Because Juan Diego did not speak Spanish, it has been proposed by multiple authors and analysts that the name Guadalupe, referring to the Virgin of Guadalupe, was likely derived from a word in the Nahuatl language.
Coatlaxopeuh is a word proposed by Father Mariano Jacobo Rojas of Tepoztlán as a possible Nahuatl origin of the word Guadalupe, the appellation of the Virgin of Guadalupe.[1] The suggestion of a Nahuatl etymology for the Virgin's name was part of the Mexican indigenista debates of the mid 20th century, in which prominent intellectuals reinterpreted Mexican history with a renewed emphasis on the nation's indigenous heritage.
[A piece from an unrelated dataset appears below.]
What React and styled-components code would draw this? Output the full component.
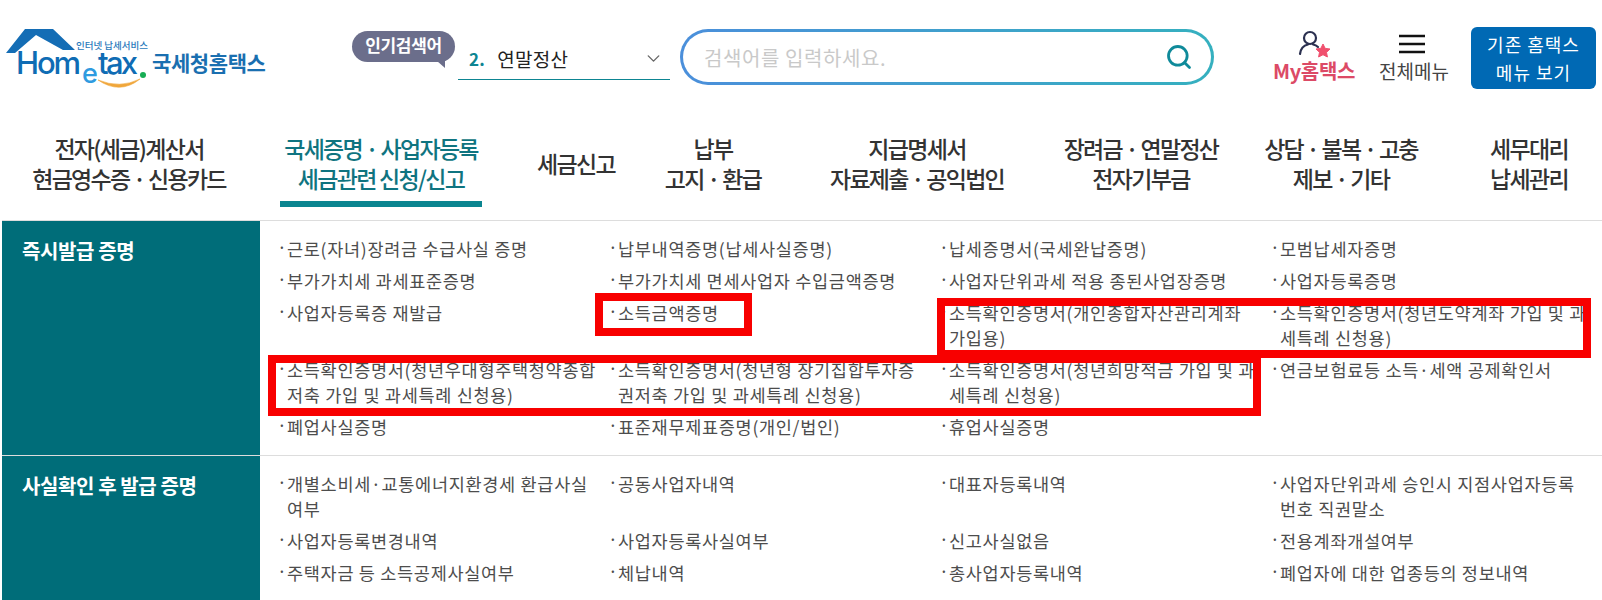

In addition to coatlaxopeuh many other proposed Nahuatl etymologies of Guadalupe have been suggested, but in the devotional literature coatlaxopeuh remains the most accepted.[2]
The earliest suggestion that the word "Guadalupe" was a corruption of an original Nahuatl word was by the priest Luis Becerra y Tanco in 1666.[3] He proposed that since Juan Diego did not speak Spanish, and since the Nahuatl language did not have the voiced consonants "g" or "d", it was likely that the name had originally been a Nahuatl word which was later misheard by Spaniards as “Guadalupe”. He proposed that the original name could have been "tequantlanopeuh" which he translated as "She who originated from the summit of the rocks".[2]
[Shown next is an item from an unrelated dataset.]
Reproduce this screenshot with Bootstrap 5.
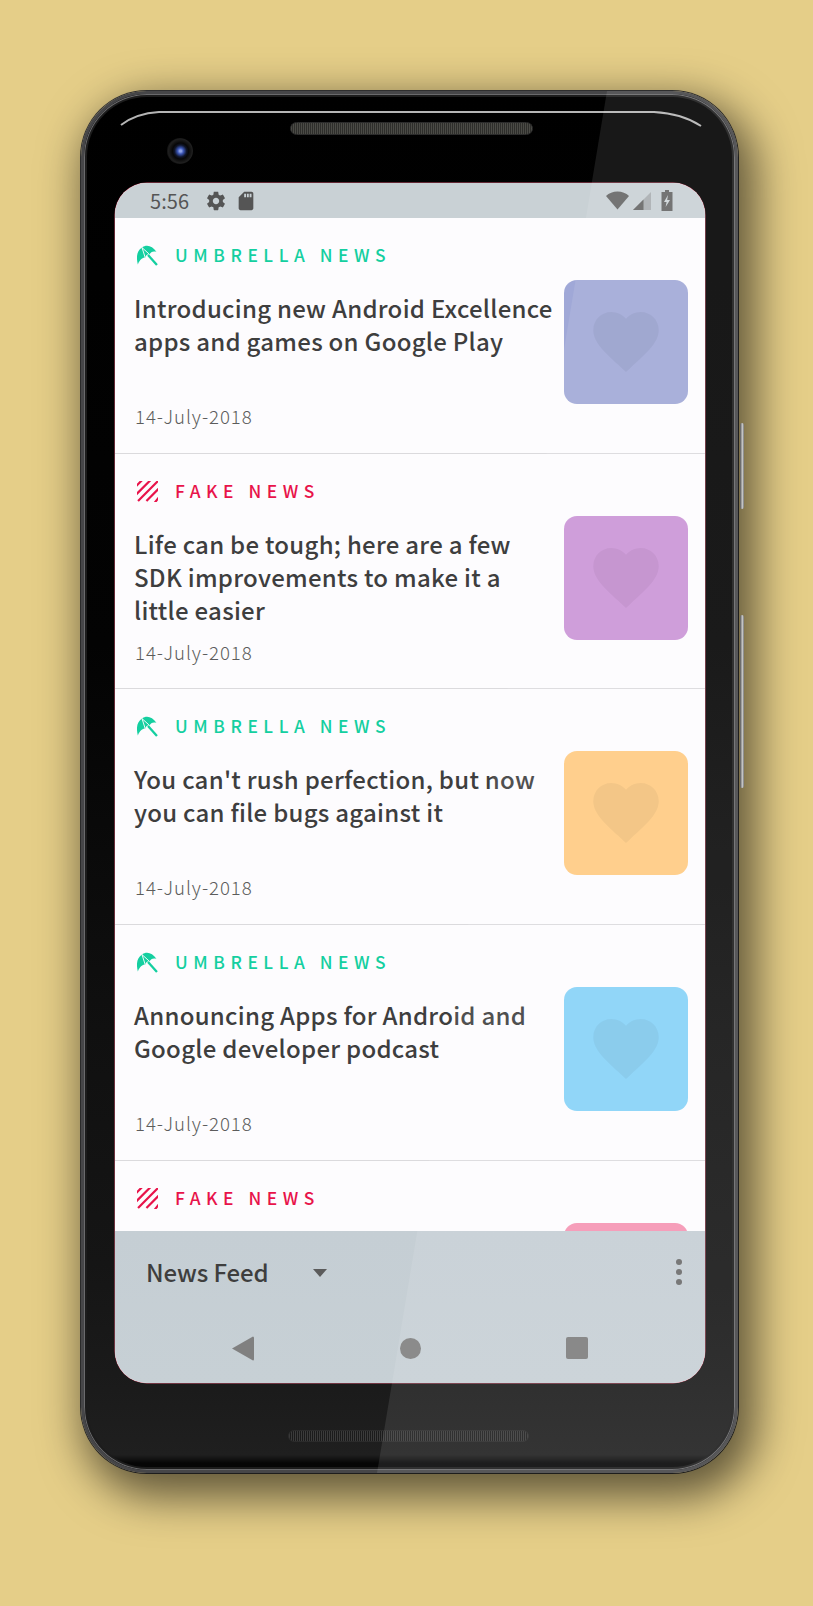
<!DOCTYPE html>
<html lang="en">
<head>
<meta charset="utf-8">
<title>News Feed</title>
<link rel="stylesheet" href="https://cdn.jsdelivr.net/npm/bootstrap@5.3.0/dist/css/bootstrap.min.css">
<style>
html,body{height:100%;margin:0}
body{background:#e5ce88;font-family:"Noto Sans CJK JP","Noto Sans",sans-serif;overflow:hidden}
.stage{width:813px;height:1606px;padding:91px 0 0 81px}
.device{position:relative;width:657px;height:1382px;border-radius:66px;padding:89px 30px 0 31px;
 background:linear-gradient(180deg,#000 0,#030303 40%,#101010 68%,#151515 85%,#1a1a1a 93%,#1f1f1f 98.9%,#060606 99.5%);
 border:3px solid #464648;box-shadow:10px 16px 44px 8px rgba(0,0,0,.58),0 0 0 1px #3a3a3a,inset 0 0 0 1px #6a6a6c,inset 0 0 0 3px #1c1c1c}
.glare{position:absolute;inset:-3px;border-radius:66px;background:rgba(255,255,255,.095);clip-path:polygon(526px 0,100% 0,100% 100%,296px 100%);pointer-events:none;z-index:5}
.rim{position:absolute;left:0;top:0;pointer-events:none}
.earpiece,.speaker{position:absolute;border-radius:7px;border:1.5px solid #2b2b2b;
 background:repeating-linear-gradient(90deg,#4b4b46 0 1px,#2e2e2b 1px 2px)}
.earpiece{left:206px;top:28px;width:243px;height:13px}
.speaker{left:204px;top:1336px;width:241px;height:12px;background:repeating-linear-gradient(90deg,#3b3b3b 0 1px,#1b1b1b 1px 2px)}
.lens{position:absolute;left:83px;top:44px;width:26px;height:26px;border-radius:50%;background:radial-gradient(circle at 52% 50%,#8fa3e6 0 1px,#3a55b5 3px,#10162a 6px,#070707 8px,#1f1f1f 12px,#161616 13px)}
.sidekey{position:absolute;left:656px;width:4px;border-radius:2px;background:linear-gradient(90deg,#555,#c8c8c8 60%,#777)}
.key-a{top:329px;height:86px}
.key-b{top:521px;height:173px}
.screen{width:590px;height:1200px;border-radius:32px;overflow:hidden;background:#fdfcfe;display:flex;flex-direction:column;box-shadow:0 0 0 .5px #c8536a}
.statusbar{height:35px;flex:none;background:#c9d1d5;color:#555;padding:0 32px 0 35px}
.clock{font-size:20px;line-height:1;width:39px;margin-right:16px;letter-spacing:.1px}
.feed{flex:1 1 auto;overflow:hidden;min-height:0}
.news-entry{height:235.7px;padding:0 17.5px 0 19px;border-bottom:1px solid #dbdadd}
.source-line{height:62px;padding-top:24px;line-height:26px}
.source-logo{width:21px;height:21px;margin:3px 17px 0 3px;flex:none}
.source-name{font-size:17.4px;letter-spacing:5.55px;font-weight:500;line-height:26px}
.umbrella{color:#14cfa0}
.fake{color:#e8134a}
.entry-body{height:149px}
.entry-text{padding-top:11px}
.entry-title{font-size:24px;font-weight:500;line-height:33px;color:#3e3e3e;margin:0;letter-spacing:.27px}
.entry-date{font-size:18.6px;line-height:26px;color:#5c5c5c;margin:0 0 0 1px;letter-spacing:.95px;font-weight:300}
.thumb{width:124px;height:124px;flex:none;border-radius:13px;display:flex;align-items:center;justify-content:center}
.th1{background:#a0a8d7}.th2{background:#cb94d7}.th3{background:#ffcb82}.th4{background:#86d2f8}.th5{background:#f594b3}
.heart{width:66px;height:60px;fill:rgba(0,0,0,.05)}
.bottombar{height:152px;flex:none;background:linear-gradient(180deg,#c5ced4 0,#c7d0d5 100%);z-index:2}
.toolbar{height:82px;padding:0 23px 0 31px}
.toolbar-label{font-size:24px;color:#3e3e3e;line-height:1;width:167px;font-weight:500;letter-spacing:-.1px}
.caret-down{width:0;height:0;border-left:7.5px solid transparent;border-right:7.5px solid transparent;border-top:8px solid #5b5b5b;margin-top:2px}
.dots{gap:3.5px}
.dots i{display:block;width:6.5px;height:6.5px;border-radius:50%;background:#6a6a6a}
.navkeys{height:70px;padding:0 117px 0 117px}
.nav-square{width:22px;height:22px;border-radius:2px;background:#7d7d7d}
.nav-circle{width:21px;height:21px;border-radius:50%;background:#7f7f7f}
</style>
</head>
<body>
<div class="stage">
 <div class="device">
  <svg class="rim" width="651" height="1376" viewBox="0 0 651 1376" fill="none">
   <path d="M37 31 C46 24 58 19 75 18 H570 C590 19 605 24 617 32" stroke="#b5b5b5" stroke-width="2"/>
  </svg>
  <div class="earpiece"></div>
  <div class="lens"></div>
  <div class="sidekey key-a"></div>
  <div class="sidekey key-b"></div>
  <div class="screen">
   <div class="statusbar d-flex align-items-center">
    <span class="clock">5:56</span>
    <svg width="22" height="22" viewBox="0 0 24 24" fill="#555" class="me-1"><path d="M19.43 12.98c.04-.32.07-.64.07-.98s-.03-.66-.07-.98l2.11-1.65c.19-.15.24-.42.12-.64l-2-3.46c-.12-.22-.39-.3-.61-.22l-2.49 1c-.52-.4-1.08-.73-1.69-.98l-.38-2.65C14.46 2.18 14.25 2 14 2h-4c-.25 0-.46.18-.49.42l-.38 2.65c-.61.25-1.17.59-1.69.98l-2.49-1c-.23-.09-.49 0-.61.22l-2 3.46c-.13.22-.07.49.12.64l2.11 1.65c-.04.32-.07.65-.07.98s.03.66.07.98l-2.11 1.65c-.19.15-.24.42-.12.64l2 3.46c.12.22.39.3.61.22l2.49-1c.52.4 1.08.73 1.69.98l.38 2.65c.03.24.24.42.49.42h4c.25 0 .46-.18.49-.42l.38-2.65c.61-.25 1.17-.59 1.69-.98l2.49 1c.23.09.49 0 .61-.22l2-3.46c.12-.22.07-.49-.12-.64l-2.11-1.65zM12 15.5c-1.93 0-3.5-1.57-3.5-3.5s1.57-3.5 3.5-3.5 3.5 1.57 3.5 3.5-1.57 3.5-3.5 3.5z"/></svg>
    <svg width="22" height="22" viewBox="0 0 24 24" fill="#555" class="ms-1"><path d="M18 2h-8L4.02 8 4 20c0 1.1.9 2 2 2h12c1.1 0 2-.9 2-2V4c0-1.1-.9-2-2-2zm-6 6h-2V4h2v4zm3 0h-2V4h2v4zm3 0h-2V4h2v4z"/></svg>
    <svg class="ms-auto" width="23" height="19" viewBox="0 0 23 19" fill="#666"><path d="M11.5 18.5 0 5C3 2 7 .5 11.5 .5S20 2 23 5Z"/></svg>
    <svg class="ms-1" width="18" height="18" viewBox="0 0 18 18"><path d="M18 0V18H0Z" fill="#a9aeb1"/><path d="M10.5 7.5V18H0Z" fill="#666"/></svg>
    <svg style="margin-left:10px" width="12" height="21" viewBox="0 0 12 21"><path d="M4 0H8V2H11.5V21H.5V2H4Z" fill="#666"/><path d="M7 5 3 12H5.6L4.6 17 9 10H6.2Z" fill="#cfd6d9"/></svg>
   </div>
   <div class="feed">
    <article class="news-entry">
     <div class="source-line d-flex align-items-start">
      <svg class="source-logo umbrella" viewBox="0 0 20 20" fill="currentColor"><path d="M.8 18.5C-1 11 0 5.5 4.5 2.5 9-.8 14.500 .5 18.500 6.500 15.500 5.500 13 6.500 12 9 10 8.500 8 10 8 12 5 12 2.500 14.500 .8 18.500Z"/><path d="M4.800 2.500 7.800 12M4.800 2.500 12 9" stroke="#fdfcfe" stroke-width=".9"/><path d="M10.500 9.500 19 19" stroke="currentColor" stroke-width="2.2"/></svg>
      <span class="source-name umbrella">UMBRELLA NEWS</span>
     </div>
     <div class="entry-body d-flex">
      <div class="entry-text flex-grow-1 d-flex flex-column justify-content-between">
       <h2 class="entry-title">Introducing new Android Excellence<br>apps and games on Google Play</h2>
       <p class="entry-date">14-July-2018</p>
      </div>
      <div class="thumb th1"><svg class="heart" viewBox="0 0 24 22"><path d="M12 22 10.3 20.4C4.1 14.8 0 11.1 0 6.6 0 2.9 2.9 0 6.6 0 8.7 0 10.7 1 12 2.5 13.3 1 15.3 0 17.4 0 21.1 0 24 2.9 24 6.6 24 11.1 19.9 14.8 13.7 20.4Z"/></svg></div>
     </div>
    </article>
    <article class="news-entry">
     <div class="source-line d-flex align-items-start">
      <svg class="source-logo fake" viewBox="0 0 20 20" fill="none" stroke="currentColor" stroke-width="2.1"><defs><clipPath id="sq"><rect width="20" height="20"/></clipPath></defs><g clip-path="url(#sq)"><path d="M-3 7 7-3M-3 15 15-3M1 19 21-1M9 19 23 5M15 23 23 13"/></g></svg>
      <span class="source-name fake">FAKE NEWS</span>
     </div>
     <div class="entry-body d-flex">
      <div class="entry-text flex-grow-1 d-flex flex-column justify-content-between">
       <h2 class="entry-title">Life can be tough; here are a few<br>SDK improvements to make it a<br>little easier</h2>
       <p class="entry-date">14-July-2018</p>
      </div>
      <div class="thumb th2"><svg class="heart" viewBox="0 0 24 22"><path d="M12 22 10.3 20.4C4.1 14.8 0 11.1 0 6.6 0 2.9 2.9 0 6.6 0 8.7 0 10.7 1 12 2.5 13.3 1 15.3 0 17.4 0 21.1 0 24 2.9 24 6.6 24 11.1 19.9 14.8 13.7 20.4Z"/></svg></div>
     </div>
    </article>
    <article class="news-entry">
     <div class="source-line d-flex align-items-start">
      <svg class="source-logo umbrella" viewBox="0 0 20 20" fill="currentColor"><path d="M.8 18.5C-1 11 0 5.5 4.5 2.5 9-.8 14.500 .5 18.500 6.500 15.500 5.500 13 6.500 12 9 10 8.500 8 10 8 12 5 12 2.500 14.500 .8 18.500Z"/><path d="M4.800 2.500 7.800 12M4.800 2.500 12 9" stroke="#fdfcfe" stroke-width=".9"/><path d="M10.500 9.500 19 19" stroke="currentColor" stroke-width="2.2"/></svg>
      <span class="source-name umbrella">UMBRELLA NEWS</span>
     </div>
     <div class="entry-body d-flex">
      <div class="entry-text flex-grow-1 d-flex flex-column justify-content-between">
       <h2 class="entry-title">You can't rush perfection, but now<br>you can file bugs against it</h2>
       <p class="entry-date">14-July-2018</p>
      </div>
      <div class="thumb th3"><svg class="heart" viewBox="0 0 24 22"><path d="M12 22 10.3 20.4C4.1 14.8 0 11.1 0 6.6 0 2.9 2.9 0 6.6 0 8.7 0 10.7 1 12 2.5 13.3 1 15.3 0 17.4 0 21.1 0 24 2.9 24 6.6 24 11.1 19.9 14.8 13.7 20.4Z"/></svg></div>
     </div>
    </article>
    <article class="news-entry">
     <div class="source-line d-flex align-items-start">
      <svg class="source-logo umbrella" viewBox="0 0 20 20" fill="currentColor"><path d="M.8 18.5C-1 11 0 5.5 4.5 2.5 9-.8 14.500 .5 18.500 6.500 15.500 5.500 13 6.500 12 9 10 8.500 8 10 8 12 5 12 2.500 14.500 .8 18.500Z"/><path d="M4.800 2.500 7.800 12M4.800 2.500 12 9" stroke="#fdfcfe" stroke-width=".9"/><path d="M10.500 9.500 19 19" stroke="currentColor" stroke-width="2.2"/></svg>
      <span class="source-name umbrella">UMBRELLA NEWS</span>
     </div>
     <div class="entry-body d-flex">
      <div class="entry-text flex-grow-1 d-flex flex-column justify-content-between">
       <h2 class="entry-title">Announcing Apps for Android and<br>Google developer podcast</h2>
       <p class="entry-date">14-July-2018</p>
      </div>
      <div class="thumb th4"><svg class="heart" viewBox="0 0 24 22"><path d="M12 22 10.3 20.4C4.1 14.8 0 11.1 0 6.6 0 2.9 2.9 0 6.6 0 8.7 0 10.7 1 12 2.5 13.3 1 15.3 0 17.4 0 21.1 0 24 2.9 24 6.6 24 11.1 19.9 14.8 13.7 20.4Z"/></svg></div>
     </div>
    </article>
    <article class="news-entry">
     <div class="source-line d-flex align-items-start">
      <svg class="source-logo fake" viewBox="0 0 20 20" fill="none" stroke="currentColor" stroke-width="2.1"><g clip-path="url(#sq)"><path d="M-3 7 7-3M-3 15 15-3M1 19 21-1M9 19 23 5M15 23 23 13"/></g></svg>
      <span class="source-name fake">FAKE NEWS</span>
     </div>
     <div class="entry-body d-flex">
      <div class="flex-grow-1"></div>
      <div class="thumb th5"></div>
     </div>
    </article>
   </div>
   <div class="bottombar">
    <div class="toolbar d-flex align-items-center">
     <span class="toolbar-label">News Feed</span>
     <span class="caret-down"></span>
     <span class="dots d-flex flex-column ms-auto"><i></i><i></i><i></i></span>
    </div>
    <div class="navkeys d-flex align-items-center justify-content-between">
     <svg width="22" height="25" viewBox="0 0 22 25" fill="#808080"><path d="M21 0.5Q22 .5 22 2V23Q22 24.5 21 24.5L0 12.5Z"/></svg>
     <span class="nav-circle"></span>
     <span class="nav-square"></span>
    </div>
   </div>
  </div>
  <div class="speaker"></div>
  <div class="glare"></div>
 </div>
</div>
</body>
</html>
Father Mario Rojas Sánchez who translated the Nicān Mopōhua suggested the Nahuatl name "Tlecuauhtlapeupeuh," which he translates as "She who emerges from the region of light like the Eagle from fire".[4]
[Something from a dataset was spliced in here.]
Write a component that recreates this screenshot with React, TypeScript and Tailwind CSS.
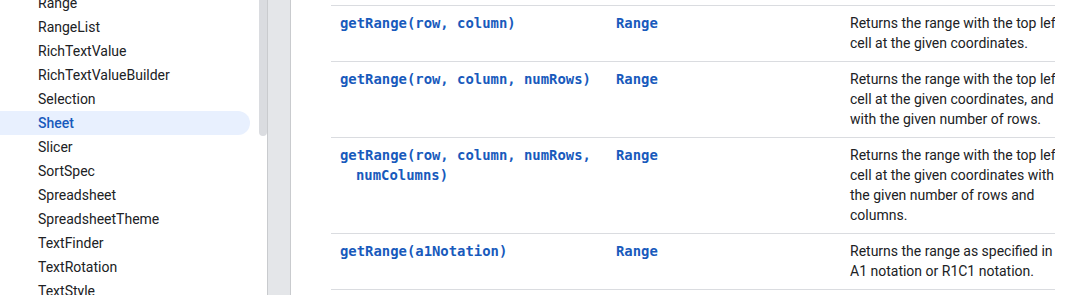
import React from 'react';

const NAV_ITEMS = [
  'Range',
  'RangeList',
  'RichTextValue',
  'RichTextValueBuilder',
  'Selection',
  'Sheet',
  'Slicer',
  'SortSpec',
  'Spreadsheet',
  'SpreadsheetTheme',
  'TextFinder',
  'TextRotation',
  'TextStyle',
];

interface Method {
  signature: string;
  returnType: string;
  description: string;
}

const METHODS: Method[] = [
  {
    signature: 'getRange(row, column)',
    returnType: 'Range',
    description: 'Returns the range with the top left cell at the given coordinates.',
  },
  {
    signature: 'getRange(row, column, numRows)',
    returnType: 'Range',
    description:
      'Returns the range with the top left cell at the given coordinates, and with the given number of rows.',
  },
  {
    signature: 'getRange(row, column, numRows, numColumns)',
    returnType: 'Range',
    description:
      'Returns the range with the top left cell at the given coordinates with the given number of rows and columns.',
  },
  {
    signature: 'getRange(a1Notation)',
    returnType: 'Range',
    description: 'Returns the range as specified in A1 notation or R1C1 notation.',
  },
];

const mono = "font-['DejaVu_Sans_Mono','Liberation_Mono',monospace]";

export default function App() {
  return (
    <div className="flex h-[295px] w-[1077px] overflow-hidden bg-white font-['Roboto',sans-serif] text-[14px] leading-5 text-[#202124]">
      {/* Sidebar */}
      <aside className="relative w-[267px] shrink-0 overflow-hidden">
        <ul className="-mt-[9px]">
          {NAV_ITEMS.map((item) => {
            const active = item === 'Sheet';
            return (
              <li
                key={item}
                className={`flex h-6 w-[250px] items-center rounded-r-full pl-[38px] ${
                  active ? 'bg-[#e8f0fe] font-medium text-[#185abc]' : ''
                }`}
              >
                {item}
              </li>
            );
          })}
        </ul>
        {/* scrollbar thumb */}
        <div className="absolute -top-2 right-0 h-[144px] w-2 rounded-full bg-[#dadce0]" />
      </aside>

      {/* Divider strip */}
      <div className="w-6 shrink-0 border-x border-[#c9cbce] bg-[#e4e6e9]" />

      {/* Main content */}
      <main className="flex-1 pl-10 pt-[5px]">
        <div className="w-[724px] overflow-hidden">
          <div className="w-[743px] border-b border-[#dadce0]">
            {METHODS.map((m) => (
              <div
                key={m.signature}
                className="grid grid-cols-[276px_234px_233px] border-t border-[#dadce0]"
              >
                <div className="pb-2 pl-[9px] pr-2 pt-[7px]">
                  <code className={`${mono} block pl-4 -indent-4 text-[13.9px] font-bold text-[#185abc]`}>
                    {m.signature}
                  </code>
                </div>
                <div className="pb-2 pl-[9px] pr-2 pt-[7px]">
                  <code className={`${mono} text-[13.9px] font-bold text-[#185abc]`}>{m.returnType}</code>
                </div>
                <div className="pb-2 pl-[9px] pr-2 pt-[7px]">{m.description}</div>
              </div>
            ))}
          </div>
        </div>
      </main>
    </div>
  );
}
Scholar Jeanette Rodríguez, citing Xavier Escalada,[5] notes "the Nahuatl language does not contain the letters d and g; therefore Our Lady's name could not have been "Guadalupe". She also presents the theory that Juan Diego and his uncle called the Virgin "Tlecuauhtlacupeuh", saying "The Nahuatl understanding of 'Tlecuauhtlacupeuh' is La que viene volando de la luz como el águila de fuego (she who comes flying from the region of light like an eagle of fire). The region of light was the dwelling place of the Aztec gods, and the eagle was a sign from the gods. To the Spaniards, it sounded like 'Guadalupe' and reminded them of their Virgin at home."
Rodríguez holds that the Spanish thought of "Guadalupe of Estremadura, Spain. [As] A large number of conquistadors were from the province of Estremadura and quite naturally were devoted to the local patroness. ...the devotion to Our Lady of Guadalupe in Estremadura was reaching its peak at the time of the first contacts between Spain and the New World".
Rodríguez adds that the name "To the Spaniards...reminded them of their Virgin at home. To the natives, it...referred to a sign that had come from their gods." This allowed each side to see in the story something it "understood and valued, which would inevitably bring them together as a unifying force."[6]
Gloria Anzaldúa, in her book Borderlands / La Frontera,[7] proposes the indigenous origin of Guadalupe as Coatlalopeuh, which she translates as "She Who Has Dominion over Serpents." She argues that because Coatlalopeuh sounds like Guadalupe, the Spanish saw Coatlalopeuh as parallel or identical to "the dark Virgin, Guadalupe, patroness of West Central Spain" (Page 27). Anzaldúa gives Coatlaxopeuh as a variant name. She sees both versions as being linked historically to Cōātlīcue, whose name means "Serpent Skirt."